Give the listing again in full, exactly as written.

** begin Raw records **

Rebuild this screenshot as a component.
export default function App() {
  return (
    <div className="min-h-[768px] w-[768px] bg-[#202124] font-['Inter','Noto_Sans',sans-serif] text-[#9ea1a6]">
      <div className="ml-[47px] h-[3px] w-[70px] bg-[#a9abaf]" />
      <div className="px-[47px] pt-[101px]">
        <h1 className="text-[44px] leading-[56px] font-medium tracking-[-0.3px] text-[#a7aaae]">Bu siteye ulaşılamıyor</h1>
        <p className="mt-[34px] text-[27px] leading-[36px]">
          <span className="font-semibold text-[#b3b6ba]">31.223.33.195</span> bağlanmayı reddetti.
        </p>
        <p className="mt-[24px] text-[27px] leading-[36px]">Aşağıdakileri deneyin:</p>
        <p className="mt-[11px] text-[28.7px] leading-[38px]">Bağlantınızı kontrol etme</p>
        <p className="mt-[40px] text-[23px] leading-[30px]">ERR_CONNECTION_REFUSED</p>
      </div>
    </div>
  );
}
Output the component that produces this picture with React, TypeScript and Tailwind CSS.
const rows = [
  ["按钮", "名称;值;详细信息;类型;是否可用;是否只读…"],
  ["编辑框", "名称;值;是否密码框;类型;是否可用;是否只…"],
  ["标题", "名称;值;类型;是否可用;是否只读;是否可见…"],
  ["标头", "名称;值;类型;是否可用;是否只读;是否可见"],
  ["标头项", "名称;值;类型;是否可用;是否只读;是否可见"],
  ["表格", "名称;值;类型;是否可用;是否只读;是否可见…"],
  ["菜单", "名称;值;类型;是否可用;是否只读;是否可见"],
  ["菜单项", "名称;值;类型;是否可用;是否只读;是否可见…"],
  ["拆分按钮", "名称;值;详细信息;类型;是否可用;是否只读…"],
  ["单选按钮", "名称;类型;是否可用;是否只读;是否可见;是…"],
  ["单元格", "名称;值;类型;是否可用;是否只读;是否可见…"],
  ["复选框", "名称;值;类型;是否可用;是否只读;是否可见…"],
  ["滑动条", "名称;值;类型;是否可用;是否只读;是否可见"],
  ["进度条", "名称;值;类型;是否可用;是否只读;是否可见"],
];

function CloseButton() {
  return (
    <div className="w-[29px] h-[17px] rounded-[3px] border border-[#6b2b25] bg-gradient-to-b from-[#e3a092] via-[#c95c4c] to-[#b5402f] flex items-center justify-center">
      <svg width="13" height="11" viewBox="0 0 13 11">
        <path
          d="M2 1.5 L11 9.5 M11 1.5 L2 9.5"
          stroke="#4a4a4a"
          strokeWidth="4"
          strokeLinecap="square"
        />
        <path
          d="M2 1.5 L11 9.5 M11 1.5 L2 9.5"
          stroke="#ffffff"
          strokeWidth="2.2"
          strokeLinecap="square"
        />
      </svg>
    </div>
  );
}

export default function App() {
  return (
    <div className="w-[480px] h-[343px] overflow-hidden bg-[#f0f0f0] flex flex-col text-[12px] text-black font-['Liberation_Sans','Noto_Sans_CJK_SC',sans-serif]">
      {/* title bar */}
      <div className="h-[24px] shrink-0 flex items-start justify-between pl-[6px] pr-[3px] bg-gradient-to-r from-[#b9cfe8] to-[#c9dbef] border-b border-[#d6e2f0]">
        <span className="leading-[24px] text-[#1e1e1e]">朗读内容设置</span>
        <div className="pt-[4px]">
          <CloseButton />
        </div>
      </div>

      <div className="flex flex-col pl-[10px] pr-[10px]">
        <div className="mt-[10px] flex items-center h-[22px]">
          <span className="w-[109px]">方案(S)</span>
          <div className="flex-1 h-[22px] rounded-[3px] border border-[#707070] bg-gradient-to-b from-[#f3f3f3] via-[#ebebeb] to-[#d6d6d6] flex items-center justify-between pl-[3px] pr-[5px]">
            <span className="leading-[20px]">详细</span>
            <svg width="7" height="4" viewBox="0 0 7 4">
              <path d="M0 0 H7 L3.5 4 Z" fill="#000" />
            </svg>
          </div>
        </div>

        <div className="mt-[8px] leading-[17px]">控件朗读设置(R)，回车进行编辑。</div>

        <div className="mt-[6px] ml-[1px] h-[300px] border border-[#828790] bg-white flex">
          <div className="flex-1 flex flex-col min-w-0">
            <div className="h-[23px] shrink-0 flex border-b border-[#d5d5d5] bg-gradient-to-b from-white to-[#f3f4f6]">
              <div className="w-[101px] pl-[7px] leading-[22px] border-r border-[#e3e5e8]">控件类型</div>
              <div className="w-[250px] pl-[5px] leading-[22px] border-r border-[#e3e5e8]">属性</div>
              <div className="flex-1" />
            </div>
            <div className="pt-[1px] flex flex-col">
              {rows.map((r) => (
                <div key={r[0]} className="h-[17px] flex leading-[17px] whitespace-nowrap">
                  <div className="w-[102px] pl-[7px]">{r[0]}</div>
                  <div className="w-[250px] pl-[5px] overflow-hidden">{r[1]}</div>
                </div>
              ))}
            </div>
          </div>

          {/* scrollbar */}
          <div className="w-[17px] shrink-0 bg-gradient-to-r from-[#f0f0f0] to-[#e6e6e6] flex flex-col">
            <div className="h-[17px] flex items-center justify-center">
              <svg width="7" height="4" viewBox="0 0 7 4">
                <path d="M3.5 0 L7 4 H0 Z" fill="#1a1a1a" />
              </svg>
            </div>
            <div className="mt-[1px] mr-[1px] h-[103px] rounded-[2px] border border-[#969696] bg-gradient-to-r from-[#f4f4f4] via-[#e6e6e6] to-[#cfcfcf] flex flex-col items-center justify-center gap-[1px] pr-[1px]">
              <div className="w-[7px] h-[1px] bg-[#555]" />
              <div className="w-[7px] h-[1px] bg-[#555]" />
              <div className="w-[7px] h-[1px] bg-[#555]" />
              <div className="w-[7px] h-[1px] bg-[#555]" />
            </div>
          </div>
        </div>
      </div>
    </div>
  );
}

** end Raw records **

**Finished exercise**
Rebuild this screenshot as a component.
export default function App() {
  return (
    <div className="min-h-[768px] w-[768px] bg-[#202124] font-['Inter','Noto_Sans',sans-serif] text-[#9ea1a6]">
      <div className="ml-[47px] h-[3px] w-[70px] bg-[#a9abaf]" />
      <div className="px-[47px] pt-[101px]">
        <h1 className="text-[44px] leading-[56px] font-medium tracking-[-0.3px] text-[#a7aaae]">Bu siteye ulaşılamıyor</h1>
        <p className="mt-[34px] text-[27px] leading-[36px]">
          <span className="font-semibold text-[#b3b6ba]">31.223.33.195</span> bağlanmayı reddetti.
        </p>
        <p className="mt-[24px] text-[27px] leading-[36px]">Aşağıdakileri deneyin:</p>
        <p className="mt-[11px] text-[28.7px] leading-[38px]">Bağlantınızı kontrol etme</p>
        <p className="mt-[40px] text-[23px] leading-[30px]">ERR_CONNECTION_REFUSED</p>
      </div>
    </div>
  );
}
Output the component that produces this picture with React, TypeScript and Tailwind CSS.
const rows = [
  ["按钮", "名称;值;详细信息;类型;是否可用;是否只读…"],
  ["编辑框", "名称;值;是否密码框;类型;是否可用;是否只…"],
  ["标题", "名称;值;类型;是否可用;是否只读;是否可见…"],
  ["标头", "名称;值;类型;是否可用;是否只读;是否可见"],
  ["标头项", "名称;值;类型;是否可用;是否只读;是否可见"],
  ["表格", "名称;值;类型;是否可用;是否只读;是否可见…"],
  ["菜单", "名称;值;类型;是否可用;是否只读;是否可见"],
  ["菜单项", "名称;值;类型;是否可用;是否只读;是否可见…"],
  ["拆分按钮", "名称;值;详细信息;类型;是否可用;是否只读…"],
  ["单选按钮", "名称;类型;是否可用;是否只读;是否可见;是…"],
  ["单元格", "名称;值;类型;是否可用;是否只读;是否可见…"],
  ["复选框", "名称;值;类型;是否可用;是否只读;是否可见…"],
  ["滑动条", "名称;值;类型;是否可用;是否只读;是否可见"],
  ["进度条", "名称;值;类型;是否可用;是否只读;是否可见"],
];

function CloseButton() {
  return (
    <div className="w-[29px] h-[17px] rounded-[3px] border border-[#6b2b25] bg-gradient-to-b from-[#e3a092] via-[#c95c4c] to-[#b5402f] flex items-center justify-center">
      <svg width="13" height="11" viewBox="0 0 13 11">
        <path
          d="M2 1.5 L11 9.5 M11 1.5 L2 9.5"
          stroke="#4a4a4a"
          strokeWidth="4"
          strokeLinecap="square"
        />
        <path
          d="M2 1.5 L11 9.5 M11 1.5 L2 9.5"
          stroke="#ffffff"
          strokeWidth="2.2"
          strokeLinecap="square"
        />
      </svg>
    </div>
  );
}

export default function App() {
  return (
    <div className="w-[480px] h-[343px] overflow-hidden bg-[#f0f0f0] flex flex-col text-[12px] text-black font-['Liberation_Sans','Noto_Sans_CJK_SC',sans-serif]">
      {/* title bar */}
      <div className="h-[24px] shrink-0 flex items-start justify-between pl-[6px] pr-[3px] bg-gradient-to-r from-[#b9cfe8] to-[#c9dbef] border-b border-[#d6e2f0]">
        <span className="leading-[24px] text-[#1e1e1e]">朗读内容设置</span>
        <div className="pt-[4px]">
          <CloseButton />
        </div>
      </div>

      <div className="flex flex-col pl-[10px] pr-[10px]">
        <div className="mt-[10px] flex items-center h-[22px]">
          <span className="w-[109px]">方案(S)</span>
          <div className="flex-1 h-[22px] rounded-[3px] border border-[#707070] bg-gradient-to-b from-[#f3f3f3] via-[#ebebeb] to-[#d6d6d6] flex items-center justify-between pl-[3px] pr-[5px]">
            <span className="leading-[20px]">详细</span>
            <svg width="7" height="4" viewBox="0 0 7 4">
              <path d="M0 0 H7 L3.5 4 Z" fill="#000" />
            </svg>
          </div>
        </div>

        <div className="mt-[8px] leading-[17px]">控件朗读设置(R)，回车进行编辑。</div>

        <div className="mt-[6px] ml-[1px] h-[300px] border border-[#828790] bg-white flex">
          <div className="flex-1 flex flex-col min-w-0">
            <div className="h-[23px] shrink-0 flex border-b border-[#d5d5d5] bg-gradient-to-b from-white to-[#f3f4f6]">
              <div className="w-[101px] pl-[7px] leading-[22px] border-r border-[#e3e5e8]">控件类型</div>
              <div className="w-[250px] pl-[5px] leading-[22px] border-r border-[#e3e5e8]">属性</div>
              <div className="flex-1" />
            </div>
            <div className="pt-[1px] flex flex-col">
              {rows.map((r) => (
                <div key={r[0]} className="h-[17px] flex leading-[17px] whitespace-nowrap">
                  <div className="w-[102px] pl-[7px]">{r[0]}</div>
                  <div className="w-[250px] pl-[5px] overflow-hidden">{r[1]}</div>
                </div>
              ))}
            </div>
          </div>

          {/* scrollbar */}
          <div className="w-[17px] shrink-0 bg-gradient-to-r from-[#f0f0f0] to-[#e6e6e6] flex flex-col">
            <div className="h-[17px] flex items-center justify-center">
              <svg width="7" height="4" viewBox="0 0 7 4">
                <path d="M3.5 0 L7 4 H0 Z" fill="#1a1a1a" />
              </svg>
            </div>
            <div className="mt-[1px] mr-[1px] h-[103px] rounded-[2px] border border-[#969696] bg-gradient-to-r from-[#f4f4f4] via-[#e6e6e6] to-[#cfcfcf] flex flex-col items-center justify-center gap-[1px] pr-[1px]">
              <div className="w-[7px] h-[1px] bg-[#555]" />
              <div className="w-[7px] h-[1px] bg-[#555]" />
              <div className="w-[7px] h-[1px] bg-[#555]" />
              <div className="w-[7px] h-[1px] bg-[#555]" />
            </div>
          </div>
        </div>
      </div>
    </div>
  );
}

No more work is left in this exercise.